How can I speed this up? Is there a clever way to get SQL Server to do all the operations in RAM, and then just copy the data from RAM to disk in one contiguous stream after all the inserting is done?

I am developing on a 4gb RAM laptop, and the database should easily fit entirely into RAM several times over--I estimate that my "test" script would generate a 150mbyte database.

THE BACKGROUND
I'm new to database programming and am trying to store a directed graph in a database for a research project. The graph will ultimately contain approximately 1,000,000 vertices with an average of about 150 edges per vertex. There will be more than one graph stored. When this is deployed, it will be deployed on a cluster with (much) more RAM, storage and computing power.

Each edge represents a uni-directional connection between two points (vertices) on the graph).

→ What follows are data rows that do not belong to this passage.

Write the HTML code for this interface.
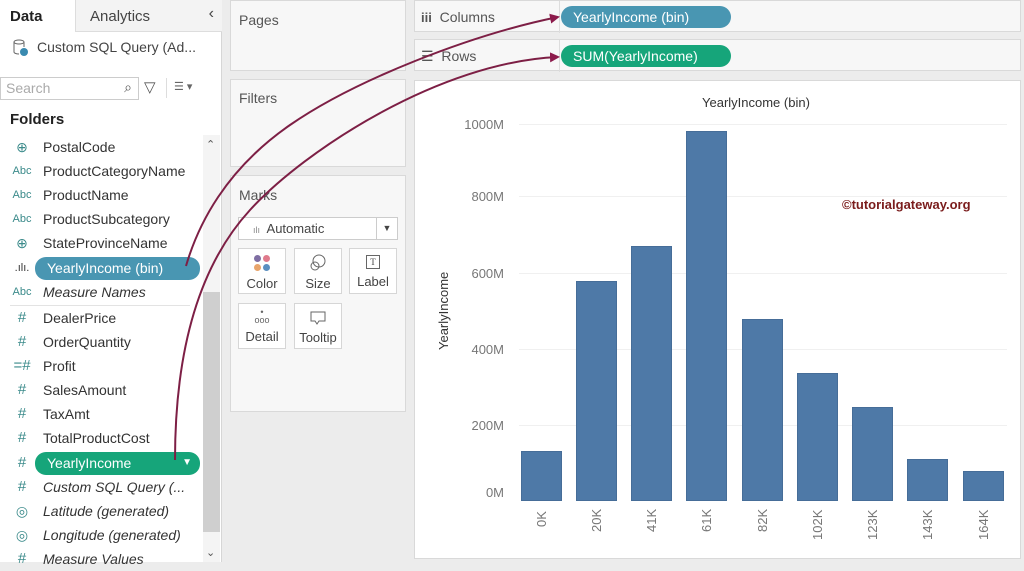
<!DOCTYPE html>
<html><head><meta charset="utf-8"><style>
*{box-sizing:border-box;margin:0;padding:0}
body{width:1024px;height:562px;overflow:hidden;background:#ececec;font-family:"Liberation Sans",sans-serif;color:#333;position:relative}
.abs{position:absolute}
.left{left:0;top:0;width:222px;height:562px;background:#fff;border-right:1px solid #d6d6d6}
.item{position:absolute;left:0;height:24px;font-size:14px;line-height:24px;color:#333}
.item .ic{position:absolute;left:10px;width:24px;text-align:center;font-size:11px;color:#3a8a8a}
.item .t{position:absolute;left:43px;white-space:nowrap}
.it{font-style:italic}
.box{position:absolute;background:#f7f7f7;border:1px solid #d9d9d9}
.lbl{font-size:14px;color:#555}
.card{position:absolute;width:48px;height:46px;background:#fff;border:1px solid #d6d6d6;font-size:13px;text-align:center;color:#444}
.pill{position:absolute;height:22px;border-radius:11px;color:#fff;font-size:14px;line-height:22px;padding-left:12px}
.bar{position:absolute;background:#4e79a7;border:1px solid #466d98}
.yl{position:absolute;right:0;font-size:13px;color:#777;text-align:right;width:60px}
.xl{position:absolute;font-size:13px;color:#777;transform:rotate(-90deg);transform-origin:left top;white-space:nowrap}
.grid{position:absolute;left:519px;width:488px;height:1px;background:#f0f0f0}
</style></head><body>
<div class="abs left">
 <div class="abs" style="left:0;top:0;width:75px;height:32px;font-size:15px;font-weight:bold;padding:8px 0 0 10px;color:#222">Data</div>
 <div class="abs" style="left:75px;top:0;width:147px;height:32px;background:#f3f3f3;border-left:1px solid #ddd;border-bottom:1px solid #ddd;font-size:15px;padding:8px 0 0 14px;color:#444">Analytics<span style="position:absolute;right:8px;top:5px;font-size:16px">‹</span></div>
 <svg class="abs" style="left:12px;top:38px" width="18" height="20"><ellipse cx="7" cy="4" rx="5" ry="2" fill="none" stroke="#666"/><path d="M2 4v10c0 1 2 2 5 2M12 4v5" fill="none" stroke="#666"/><circle cx="12" cy="14" r="4" fill="#3a8ab0"/></svg>
 <div class="abs" style="left:37px;top:39px;font-size:14px;color:#444">Custom SQL Query (Ad...</div>
 <div class="abs" style="left:0;top:77px;width:139px;height:23px;border:1px solid #ccc;background:#fff;font-size:14px;color:#aaa;padding:2px 5px">Search<span style="position:absolute;right:6px;top:1px;color:#555">⌕</span></div>
 <div class="abs" style="left:144px;top:78px;font-size:15px;color:#555">▽</div>
 <div class="abs" style="left:166px;top:78px;width:1px;height:20px;background:#ddd"></div>
 <div class="abs" style="left:174px;top:80px;font-size:11px;color:#666">☰ ▾</div>
 <div class="abs" style="left:10px;top:111px;font-size:15px;font-weight:bold;color:#222">Folders</div>
 <div class="abs" style="left:203px;top:135px;width:17px;height:427px;background:#f4f4f4"></div>
 <div class="abs" style="left:203px;top:292px;width:17px;height:240px;background:#cfcfcf"></div>
 <div class="abs" style="left:206px;top:138px;font-size:11px;color:#555">⌃</div>
 <div class="abs" style="left:206px;top:546px;font-size:11px;color:#555">⌄</div>
 <div class="item" style="top:135px"><span class="ic" style="font-size:14px">⊕</span><span class="t">PostalCode</span></div>
 <div class="item" style="top:159px"><span class="ic">Abc</span><span class="t">ProductCategoryName</span></div>
 <div class="item" style="top:183px"><span class="ic">Abc</span><span class="t">ProductName</span></div>
 <div class="item" style="top:207px"><span class="ic">Abc</span><span class="t">ProductSubcategory</span></div>
 <div class="item" style="top:231px"><span class="ic" style="font-size:14px">⊕</span><span class="t">StateProvinceName</span></div>
 <div class="item" style="top:256px"><span class="ic" style="color:#333">.ılı.</span></div>
 <div class="pill" style="left:35px;top:257px;width:165px;background:#4996b2;height:23px">YearlyIncome (bin)</div>
 <div class="item" style="top:280px"><span class="ic">Abc</span><span class="t it">Measure Names</span></div>
 <div class="abs" style="left:10px;top:305px;width:180px;height:1px;background:#e3e3e3"></div>
 <div class="item" style="top:306px"><span class="ic" style="font-size:15px">#</span><span class="t">DealerPrice</span></div>
 <div class="item" style="top:330px"><span class="ic" style="font-size:15px">#</span><span class="t">OrderQuantity</span></div>
 <div class="item" style="top:354px"><span class="ic" style="font-size:15px">=#</span><span class="t">Profit</span></div>
 <div class="item" style="top:378px"><span class="ic" style="font-size:15px">#</span><span class="t">SalesAmount</span></div>
 <div class="item" style="top:402px"><span class="ic" style="font-size:15px">#</span><span class="t">TaxAmt</span></div>
 <div class="item" style="top:426px"><span class="ic" style="font-size:15px">#</span><span class="t">TotalProductCost</span></div>
 <div class="item" style="top:451px"><span class="ic" style="font-size:15px">#</span></div>
 <div class="pill" style="left:35px;top:452px;width:165px;background:#16a57a;height:23px">YearlyIncome<span style="position:absolute;right:8px;font-size:10px">▼</span></div>
 <div class="item" style="top:475px"><span class="ic" style="font-size:15px">#</span><span class="t it">Custom SQL Query (...</span></div>
 <div class="item" style="top:499px"><span class="ic" style="font-size:14px">◎</span><span class="t it">Latitude (generated)</span></div>
 <div class="item" style="top:523px"><span class="ic" style="font-size:14px">◎</span><span class="t it">Longitude (generated)</span></div>
 <div class="item" style="top:547px"><span class="ic" style="font-size:15px">#</span><span class="t it">Measure Values</span></div>
</div>

<div class="box" style="left:230px;top:0;width:176px;height:71px"><div class="lbl abs" style="left:8px;top:11px">Pages</div></div>
<div class="box" style="left:230px;top:79px;width:176px;height:88px"><div class="lbl abs" style="left:8px;top:10px">Filters</div></div>
<div class="box" style="left:230px;top:175px;width:176px;height:237px">
 <div class="lbl abs" style="left:8px;top:11px">Marks</div>
 <div class="abs" style="left:7px;top:41px;width:160px;height:23px;background:#fff;border:1px solid #ccc;font-size:13px;line-height:21px;padding-left:14px;color:#444"><span style="font-size:9px;color:#888">ılı</span>&nbsp; Automatic<span style="position:absolute;right:0;top:0;width:21px;height:21px;border-left:1px solid #ccc;text-align:center;font-size:9px">▼</span></div>
 <div class="card" style="left:7px;top:72px"><div style="margin:6px auto 0;width:16px;height:16px;display:grid;grid-template-columns:1fr 1fr;gap:2px"><i style="background:#7f6ea3;border-radius:50%"></i><i style="background:#e07a8c;border-radius:50%"></i><i style="background:#e8a46b;border-radius:50%"></i><i style="background:#5b8fc0;border-radius:50%"></i></div><div style="margin-top:5px">Color</div></div>
 <div class="card" style="left:63px;top:72px"><svg style="margin-top:5px" width="18" height="18"><circle cx="10" cy="7" r="6" fill="none" stroke="#666"/><circle cx="6" cy="12" r="4" fill="none" stroke="#666"/></svg><div style="margin-top:1px">Size</div></div>
 <div class="card" style="left:118px;top:72px"><div style="margin:6px auto 0;width:14px;height:14px;border:1px solid #666;font-size:9px;line-height:12px;font-family:'Liberation Serif'">T</div><div style="margin-top:5px">Label</div></div>
 <div class="card" style="left:7px;top:127px"><div style="margin-top:4px;font-size:9px;color:#666;line-height:8px">•<br>ooo</div><div style="margin-top:5px">Detail</div></div>
 <div class="card" style="left:63px;top:127px"><svg style="margin-top:6px" width="18" height="16"><path d="M2 2h14v9H10l-2 3-2-3H2z" fill="none" stroke="#666"/></svg><div style="margin-top:1px">Tooltip</div></div>
</div>

<div class="box" style="left:414px;top:0;width:607px;height:32px"><div class="abs lbl" style="left:6px;top:8px;color:#555"><b style="font-size:13px">iii</b>&nbsp; Columns</div><div class="abs" style="left:144px;top:0;width:1px;height:32px;background:#ddd"></div></div>
<div class="box" style="left:414px;top:39px;width:607px;height:32px"><div class="abs lbl" style="left:6px;top:8px;color:#555">☰&nbsp; Rows</div><div class="abs" style="left:144px;top:0;width:1px;height:32px;background:#ddd"></div></div>
<div class="pill" style="left:561px;top:6px;width:170px;background:#4996b2">YearlyIncome (bin)</div>
<div class="pill" style="left:561px;top:45px;width:170px;background:#16a57a">SUM(YearlyIncome)</div>

<div class="abs" style="left:414px;top:80px;width:607px;height:479px;background:#fff;border:1px solid #d9d9d9"></div>
<div class="abs" style="left:702px;top:95px;font-size:13px;color:#333">YearlyIncome (bin)</div>
<div class="abs" style="left:436px;top:350px;font-size:13px;color:#333;transform:rotate(-90deg);transform-origin:left top">YearlyIncome</div>
<div class="grid" style="top:124px"></div><div class="grid" style="top:196px"></div><div class="grid" style="top:273px"></div><div class="grid" style="top:349px"></div><div class="grid" style="top:425px"></div>
<div class="yl" style="left:444px;top:117px">1000M</div>
<div class="yl" style="left:444px;top:189px">800M</div>
<div class="yl" style="left:444px;top:266px">600M</div>
<div class="yl" style="left:444px;top:342px">400M</div>
<div class="yl" style="left:444px;top:418px">200M</div>
<div class="yl" style="left:444px;top:485px">0M</div>
<div class="bar" style="left:521px;top:451px;width:41px;height:50px"></div>
<div class="bar" style="left:576px;top:281px;width:41px;height:220px"></div>
<div class="bar" style="left:631px;top:246px;width:41px;height:255px"></div>
<div class="bar" style="left:686px;top:131px;width:41px;height:370px"></div>
<div class="bar" style="left:742px;top:319px;width:41px;height:182px"></div>
<div class="bar" style="left:797px;top:373px;width:41px;height:128px"></div>
<div class="bar" style="left:852px;top:407px;width:41px;height:94px"></div>
<div class="bar" style="left:907px;top:459px;width:41px;height:42px"></div>
<div class="bar" style="left:963px;top:471px;width:41px;height:30px"></div>
<div class="xl" style="left:534px;top:527px">0K</div>
<div class="xl" style="left:589px;top:532px">20K</div>
<div class="xl" style="left:644px;top:532px">41K</div>
<div class="xl" style="left:699px;top:532px">61K</div>
<div class="xl" style="left:755px;top:532px">82K</div>
<div class="xl" style="left:810px;top:540px">102K</div>
<div class="xl" style="left:865px;top:540px">123K</div>
<div class="xl" style="left:920px;top:540px">143K</div>
<div class="xl" style="left:976px;top:540px">164K</div>
<div class="abs" style="left:842px;top:197px;font-size:13px;font-weight:bold;color:#7a1c1c">©tutorialgateway.org</div>

<svg class="abs" style="left:0;top:0" width="1024" height="562">
<defs><marker id="a" markerWidth="10" markerHeight="10" refX="8" refY="5" orient="auto" markerUnits="userSpaceOnUse"><path d="M0 0L10 5L0 10z" fill="#8c1a4b"/></marker></defs>
<path d="M186 266C198 225 225 170 290 125S470 35 558 17" fill="none" stroke="#7d1f45" stroke-width="2" marker-end="url(#a)"/>
<path d="M175 460C175 360 195 270 250 210S440 62 558 57" fill="none" stroke="#7d1f45" stroke-width="2" marker-end="url(#a)"/>
</svg>
</body></html>
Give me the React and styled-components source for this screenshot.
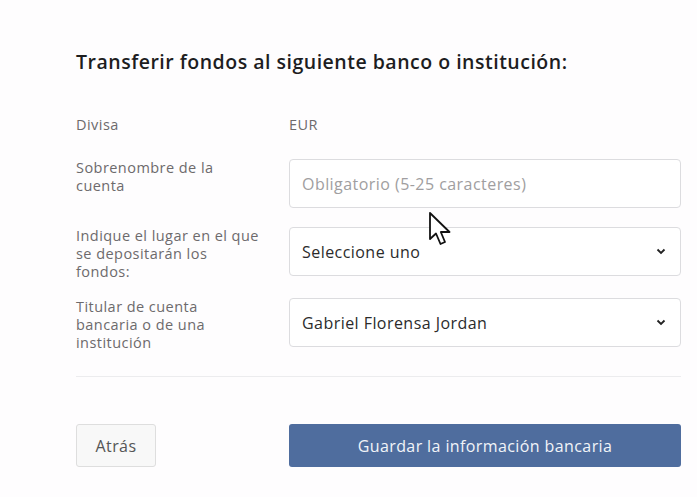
import React from 'react';
import styled, { createGlobalStyle } from 'styled-components';

const GlobalStyle = createGlobalStyle`
  html, body {
    margin: 0;
    padding: 0;
    background: #fefdfe;
  }
  body {
    font-family: "Open Sans", "Liberation Sans", sans-serif;
    color: #222;
  }
`;

const Page = styled.div`
  position: relative;
  width: 697px;
  height: 497px;
  padding: 49px 16px 0 76px;
  box-sizing: border-box;
`;

const Title = styled.h2`
  margin: 0 0 41px;
  font-size: 19.5px;
  line-height: 26px;
  font-weight: 600;
  letter-spacing: 0.5px;
  color: #1d1d1f;
`;

const Row = styled.div`
  display: grid;
  grid-template-columns: 213px 392px;
  align-items: start;
  margin-bottom: ${p => p.$gap}px;
`;

const Label = styled.div`
  font-size: 14.5px;
  line-height: 18px;
  letter-spacing: 0.45px;
  color: #6d6a6c;
  width: 187px;
`;

const Value = styled.div`
  font-size: 14.5px;
  line-height: 18px;
  letter-spacing: 0.45px;
  color: #6d6a6c;
`;

const Field = styled.div`
  height: 49px;
  box-sizing: border-box;
  border: 1px solid #dcdcdf;
  border-radius: 4px;
  background: #fff;
  display: flex;
  align-items: center;
  justify-content: space-between;
  padding: 0 14px 0 12px;
  font-size: 16px;
  letter-spacing: 0.45px;
  color: ${p => (p.$placeholder ? '#a09ea0' : '#2b2b2b')};
`;

const Chevron = () => (
  <svg width="10" height="7" viewBox="0 0 10 7">
    <path d="M1.5 1.5 L5 5 L8.5 1.5" fill="none" stroke="#222" strokeWidth="1.8" />
  </svg>
);

const Divider = styled.div`
  height: 1px;
  background: #ececee;
  width: 605px;
  margin: 24px 0 47px;
`;

const Buttons = styled.div`
  display: grid;
  grid-template-columns: 213px 392px;
  align-items: center;
`;

const BackButton = styled.button`
  width: 80px;
  height: 43px;
  border: 1px solid #dedede;
  border-radius: 3px;
  background: #f8f8f8;
  font-family: inherit;
  font-size: 16px;
  letter-spacing: 0.4px;
  color: #555;
`;

const SaveButton = styled.button`
  height: 43px;
  border: none;
  border-radius: 3px;
  background: #4f6d9e;
  color: #f2f4f8;
  font-family: inherit;
  font-size: 16px;
  letter-spacing: 0.4px;
`;

const Cursor = styled.svg`
  position: absolute;
  left: 428px;
  top: 211px;
`;

export default function App() {
  return (
    <>
      <GlobalStyle />
      <Page>
        <Title>Transferir fondos al siguiente banco o institución:</Title>
        <Row $gap={25}>
          <Label>Divisa</Label>
          <Value>EUR</Value>
        </Row>
        <Row $gap={19}>
          <Label>Sobrenombre de la cuenta</Label>
          <Field $placeholder>Obligatorio (5-25 caracteres)</Field>
        </Row>
        <Row $gap={17}>
          <Label>Indique el lugar en el que se depositarán los fondos:</Label>
          <Field>
            <span>Seleccione uno</span>
            <Chevron />
          </Field>
        </Row>
        <Row $gap={0}>
          <Label>Titular de cuenta bancaria o de una institución</Label>
          <Field>
            <span>Gabriel Florensa Jordan</span>
            <Chevron />
          </Field>
        </Row>
        <Divider />
        <Buttons>
          <BackButton>Atrás</BackButton>
          <SaveButton>Guardar la información bancaria</SaveButton>
        </Buttons>
        <Cursor width="28" height="40" viewBox="0 0 28 40">
          <path
            d="M2 2 L2 28 L8 22.5 L12.5 33 L17 31 L12.8 21 L21.5 21 Z"
            fill="#fff"
            stroke="#111"
            strokeWidth="1.8"
            strokeLinejoin="round"
          />
        </Cursor>
      </Page>
    </>
  );
}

So if point 10 connects to point 23 in a graph, there would be an "edge" entry in the database containing "10" and "23".

If a vertex/point is isolated (it connects to nothing), it is stored as an edge which "connects" to itself: i.e. if point 56 connects to no other points, then there would be an "edge" entry in the database containing "56" and "56".

THE SCHEMA
The table is of the form:
Expand|Select|Wrap|Line Numbers
  1. CREATE TABLE [dbo].[edges](
  2.     [edge_id] [int] IDENTITY(1,1) NOT NULL,
  3.     [graph_id] [int] NOT NULL,
  4.     [primary_vertex_id] [int] NOT NULL,
  5.     [adjacent_vertex_id] [int] NULL CONSTRAINT [DF_edges_adjacent_vertex_id]  DEFAULT (NULL),
  6.  CONSTRAINT [PK_edges] PRIMARY KEY CLUSTERED 
  7. (
  8.     [edge_id] ASC
  9. )WITH (PAD_INDEX  = OFF, IGNORE_DUP_KEY = OFF) ON [PRIMARY]
  10. ) ON [PRIMARY]
  11.  
THE SCRIPT THAT TAKES TOO LONG
This was cobbled together from two functions ("add vertices" and "connect vertices"), I hope it isn't too difficult to read.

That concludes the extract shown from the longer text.